PROBLEM DESCRIPTION: Copy the material that follows word for word and omit its pictures.

DATASET EXTRACT:

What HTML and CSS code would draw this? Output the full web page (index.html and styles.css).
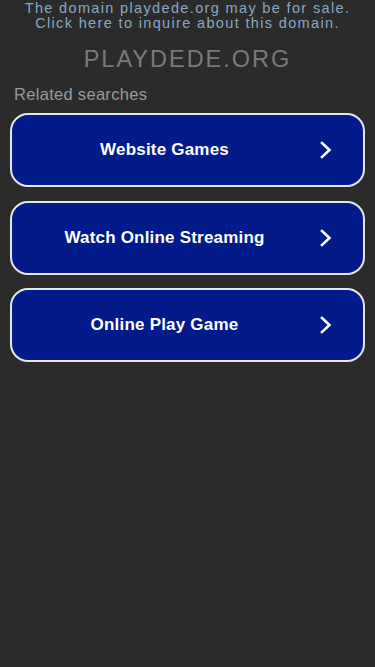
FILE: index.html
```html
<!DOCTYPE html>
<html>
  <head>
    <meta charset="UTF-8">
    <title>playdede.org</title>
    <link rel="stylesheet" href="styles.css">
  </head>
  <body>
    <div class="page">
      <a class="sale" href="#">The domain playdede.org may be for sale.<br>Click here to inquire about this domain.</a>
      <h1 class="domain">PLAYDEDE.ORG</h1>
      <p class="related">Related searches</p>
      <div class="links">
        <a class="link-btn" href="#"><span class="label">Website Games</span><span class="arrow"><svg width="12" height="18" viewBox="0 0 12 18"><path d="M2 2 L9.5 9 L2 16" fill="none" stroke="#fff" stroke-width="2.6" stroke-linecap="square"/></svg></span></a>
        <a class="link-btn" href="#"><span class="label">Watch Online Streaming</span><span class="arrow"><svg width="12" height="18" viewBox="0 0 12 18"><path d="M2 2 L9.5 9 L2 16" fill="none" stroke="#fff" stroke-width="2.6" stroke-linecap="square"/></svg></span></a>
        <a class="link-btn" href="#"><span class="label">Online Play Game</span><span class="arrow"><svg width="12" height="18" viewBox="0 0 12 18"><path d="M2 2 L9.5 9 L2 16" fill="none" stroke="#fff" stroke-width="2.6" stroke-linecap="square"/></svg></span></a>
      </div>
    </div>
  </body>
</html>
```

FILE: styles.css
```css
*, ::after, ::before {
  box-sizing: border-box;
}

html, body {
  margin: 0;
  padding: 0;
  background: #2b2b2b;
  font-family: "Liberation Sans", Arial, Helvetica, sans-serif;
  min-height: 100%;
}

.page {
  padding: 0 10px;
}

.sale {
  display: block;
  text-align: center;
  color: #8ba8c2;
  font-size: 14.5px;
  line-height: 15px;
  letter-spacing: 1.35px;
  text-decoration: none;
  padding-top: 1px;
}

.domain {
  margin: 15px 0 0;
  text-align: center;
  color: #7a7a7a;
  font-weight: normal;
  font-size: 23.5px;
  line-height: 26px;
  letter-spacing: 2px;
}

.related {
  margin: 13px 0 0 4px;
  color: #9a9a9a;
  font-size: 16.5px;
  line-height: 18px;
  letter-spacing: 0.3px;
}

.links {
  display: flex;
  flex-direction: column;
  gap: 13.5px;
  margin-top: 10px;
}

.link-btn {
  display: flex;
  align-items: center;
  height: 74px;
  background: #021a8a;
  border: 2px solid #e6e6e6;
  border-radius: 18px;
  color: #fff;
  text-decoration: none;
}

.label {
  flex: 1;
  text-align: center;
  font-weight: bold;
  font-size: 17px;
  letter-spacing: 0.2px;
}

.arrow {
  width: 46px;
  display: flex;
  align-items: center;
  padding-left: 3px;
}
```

COMPLETED TASK:
What HTML and CSS code would draw this? Output the full web page (index.html and styles.css).
FILE: index.html
```html
<!DOCTYPE html>
<html>
  <head>
    <meta charset="UTF-8">
    <title>playdede.org</title>
    <link rel="stylesheet" href="styles.css">
  </head>
  <body>
    <div class="page">
      <a class="sale" href="#">The domain playdede.org may be for sale.<br>Click here to inquire about this domain.</a>
      <h1 class="domain">PLAYDEDE.ORG</h1>
      <p class="related">Related searches</p>
      <div class="links">
        <a class="link-btn" href="#"><span class="label">Website Games</span><span class="arrow"><svg width="12" height="18" viewBox="0 0 12 18"><path d="M2 2 L9.5 9 L2 16" fill="none" stroke="#fff" stroke-width="2.6" stroke-linecap="square"/></svg></span></a>
        <a class="link-btn" href="#"><span class="label">Watch Online Streaming</span><span class="arrow"><svg width="12" height="18" viewBox="0 0 12 18"><path d="M2 2 L9.5 9 L2 16" fill="none" stroke="#fff" stroke-width="2.6" stroke-linecap="square"/></svg></span></a>
        <a class="link-btn" href="#"><span class="label">Online Play Game</span><span class="arrow"><svg width="12" height="18" viewBox="0 0 12 18"><path d="M2 2 L9.5 9 L2 16" fill="none" stroke="#fff" stroke-width="2.6" stroke-linecap="square"/></svg></span></a>
      </div>
    </div>
  </body>
</html>
```

FILE: styles.css
```css
*, ::after, ::before {
  box-sizing: border-box;
}

html, body {
  margin: 0;
  padding: 0;
  background: #2b2b2b;
  font-family: "Liberation Sans", Arial, Helvetica, sans-serif;
  min-height: 100%;
}

.page {
  padding: 0 10px;
}

.sale {
  display: block;
  text-align: center;
  color: #8ba8c2;
  font-size: 14.5px;
  line-height: 15px;
  letter-spacing: 1.35px;
  text-decoration: none;
  padding-top: 1px;
}

.domain {
  margin: 15px 0 0;
  text-align: center;
  color: #7a7a7a;
  font-weight: normal;
  font-size: 23.5px;
  line-height: 26px;
  letter-spacing: 2px;
}

.related {
  margin: 13px 0 0 4px;
  color: #9a9a9a;
  font-size: 16.5px;
  line-height: 18px;
  letter-spacing: 0.3px;
}

.links {
  display: flex;
  flex-direction: column;
  gap: 13.5px;
  margin-top: 10px;
}

.link-btn {
  display: flex;
  align-items: center;
  height: 74px;
  background: #021a8a;
  border: 2px solid #e6e6e6;
  border-radius: 18px;
  color: #fff;
  text-decoration: none;
}

.label {
  flex: 1;
  text-align: center;
  font-weight: bold;
  font-size: 17px;
  letter-spacing: 0.2px;
}

.arrow {
  width: 46px;
  display: flex;
  align-items: center;
  padding-left: 3px;
}
```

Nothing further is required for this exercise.